The second reason is that, as AI becomes more capable, we’ll likely increasingly see calls for it to be regulated. I should point out that I’m not restricting my analysis to government regulation; the very fact that the AI safety community exists, and that OpenAI and Deepmind hired people to work on safety, provides evidence that such calls for more caution will occur.

The slightest sign of danger was enough to stall nuclear energy development. I don’t see much reason to expect any different for AI.

Furthermore, many others and I, have previously pointed out that in a continuous AI takeoff scenario, low-magnitude AI failures will happen before large-magnitude failures. It seems plausible to me that at some point, a significant AI failure will happen that triggers a national or even international panic, despite not posing any sort of imminent existential risk. In other words, I pretty much expect a Chernobyl disaster of AI—or at least, I expect a series of such disasters to happen that will have more or less the same effect.

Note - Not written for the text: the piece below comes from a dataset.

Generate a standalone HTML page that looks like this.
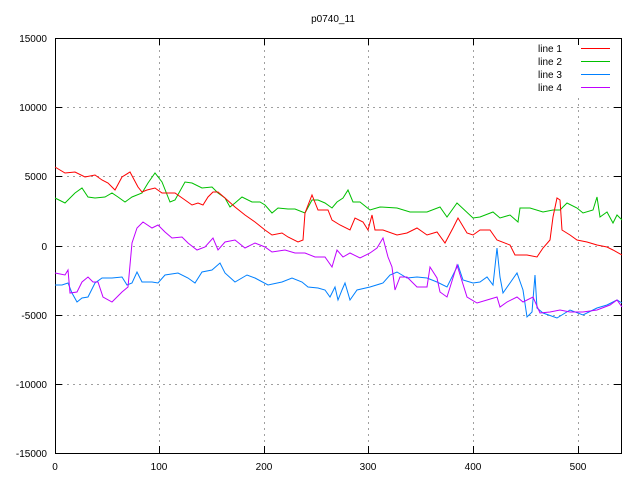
<!DOCTYPE html>
<html><head><style>body{margin:0;background:#fff}svg{display:block}text{font-family:"Liberation Sans",sans-serif;font-size:10px;fill:#000}</style></head><body>
<svg width="640" height="480" viewBox="0 0 640 480">
<g stroke="#a0a0a0" stroke-width="1" stroke-dasharray="2,4">
<line x1="159.5" y1="38" x2="159.5" y2="453"/><line x1="264.5" y1="38" x2="264.5" y2="453"/><line x1="368.5" y1="38" x2="368.5" y2="453"/><line x1="473.5" y1="38" x2="473.5" y2="453"/><line x1="578.5" y1="98" x2="578.5" y2="453"/>
<line x1="55" y1="107.5" x2="621" y2="107.5"/><line x1="55" y1="176.5" x2="621" y2="176.5"/><line x1="55" y1="246.5" x2="621" y2="246.5"/><line x1="55" y1="315.5" x2="621" y2="315.5"/><line x1="55" y1="384.5" x2="621" y2="384.5"/>
</g>
<rect x="55.5" y="38.5" width="566" height="415" fill="none" stroke="#000"/>
<g stroke="#000">
<path d="M55 107.5h7M55 176.5h7M55 246.5h7M55 315.5h7M55 384.5h7M621 107.5h-7M621 176.5h-7M621 246.5h-7M621 315.5h-7M621 384.5h-7M159.5 453v-7M264.5 453v-7M368.5 453v-7M473.5 453v-7M578.5 453v-7M159.5 38v7M264.5 38v7M368.5 38v7M473.5 38v7M578.5 38v7"/>
</g>
<g text-anchor="end">
<text x="47" y="42">15000</text><text x="47" y="111">10000</text><text x="47" y="180">5000</text><text x="47" y="250">0</text><text x="47" y="319">-5000</text><text x="47" y="388">-10000</text><text x="47" y="457">-15000</text>
</g>
<g text-anchor="middle">
<text x="55" y="470">0</text><text x="159" y="470">100</text><text x="264" y="470">200</text><text x="368" y="470">300</text><text x="473" y="470">400</text><text x="578" y="470">500</text>
<text x="333" y="22">p0740_11</text>
</g>
<g style="font-family:'Liberation Mono',monospace;font-size:11px">
<text x="538" y="52">line 1</text><text x="538" y="65">line 2</text><text x="538" y="78">line 3</text><text x="538" y="91">line 4</text>
</g>
<line x1="581" y1="48.5" x2="610" y2="48.5" stroke="#ff0000"/>
<line x1="581" y1="61.5" x2="610" y2="61.5" stroke="#00c000"/>
<line x1="581" y1="74.5" x2="610" y2="74.5" stroke="#0080ff"/>
<line x1="581" y1="87.5" x2="610" y2="87.5" stroke="#c000ff"/>
<g fill="none" stroke-width="1">
<polyline stroke="#00c000" points="55,198 65,203 75,193 82,188 88,197 95,198 105,197 112,193 118,197 125,202 132,197 142,193 148,183 155,173 162,182 170,202 175,200 185,182 192,183 202,188 212,187 218,193 225,198 230,207 235,203 242,197 252,202 260,202 265,205 272,213 278,208 288,209 295,209 305,213 312,200 318,200 325,203 332,208 337,202 343,198 348,190 353,202 360,202 370,210 380,207 397,208 410,212 427,212 440,207 447,217 457,203 473,218 480,217 493,212 500,218 510,215 518,222 520,208 530,208 543,212 553,210 560,210 567,203 577,208 583,213 593,210 597,197 600,217 607,212 613,223 617,215 622,220"/>
<polyline stroke="#ff0000" points="55,167 65,173 75,172 85,177 95,175 102,180 108,183 115,190 122,177 130,172 138,187 142,192 147,190 155,188 162,193 168,193 175,193 185,200 192,205 198,203 203,205 208,197 213,192 218,192 225,198 235,207 245,215 255,222 265,230 272,235 282,233 288,237 298,242 303,240 305,213 312,195 318,210 328,210 332,220 340,225 350,230 355,218 363,222 368,230 372,215 375,230 383,230 397,235 407,233 417,228 427,235 437,232 445,243 453,228 458,218 467,233 473,235 480,230 490,230 497,240 510,245 515,255 527,255 537,257 543,248 550,240 553,217 557,198 560,200 562,230 570,235 577,240 587,242 597,245 607,247 613,250 622,255"/>
<polyline stroke="#0080ff" points="55,285 62,285 68,283 72,293 77,302 82,298 88,297 95,283 102,278 112,278 122,277 127,285 132,283 137,272 142,282 152,282 158,283 165,275 178,273 188,278 195,283 202,272 212,270 220,263 225,273 235,282 247,275 255,278 268,285 282,282 292,278 302,282 308,287 318,288 325,290 330,297 335,287 338,300 342,290 345,283 350,300 357,290 370,287 383,283 390,275 397,272 407,278 417,277 427,278 437,282 447,287 458,265 463,280 473,283 480,282 487,277 493,285 497,248 500,277 503,293 510,283 517,273 523,290 527,317 532,312 535,275 537,308 543,313 557,318 570,310 583,315 597,308 607,305 617,300 622,303"/>
<polyline stroke="#c000ff" points="55,273 65,275 68,270 70,293 77,292 82,282 88,277 93,282 98,282 103,297 112,302 122,292 128,287 132,243 137,228 143,222 152,228 158,225 165,232 172,238 182,237 188,243 197,250 205,247 213,238 218,250 225,242 235,240 245,248 255,243 265,247 272,252 285,250 295,253 305,253 315,257 325,257 332,267 337,250 343,257 350,253 360,258 370,253 377,248 383,238 388,257 392,267 395,290 400,277 407,277 417,287 427,287 430,267 437,278 440,292 447,297 457,265 467,297 477,303 487,300 497,297 500,307 507,302 517,297 523,302 533,297 540,313 550,312 560,310 570,312 583,312 597,310 610,305 617,300 622,307"/>
</g>
</svg>
</body></html>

Combining all three of these effects, it’s a bit difficult to see how we will get transformative AI developments in the next 50 years. Even accepting some of the more optimistic assumptions in e.g. Ajeya Cotra’s Draft report on AI timelines, it still seems to me that these effects will add a few decades to our timelines before things get really interesting. So at present, my optimistic timelines look more like 25 or 30 years, rather than 10 or 15. But of course, smart people disagree with me here, there’s a ton of uncertainty, so I’m happy to find where I made mistakes.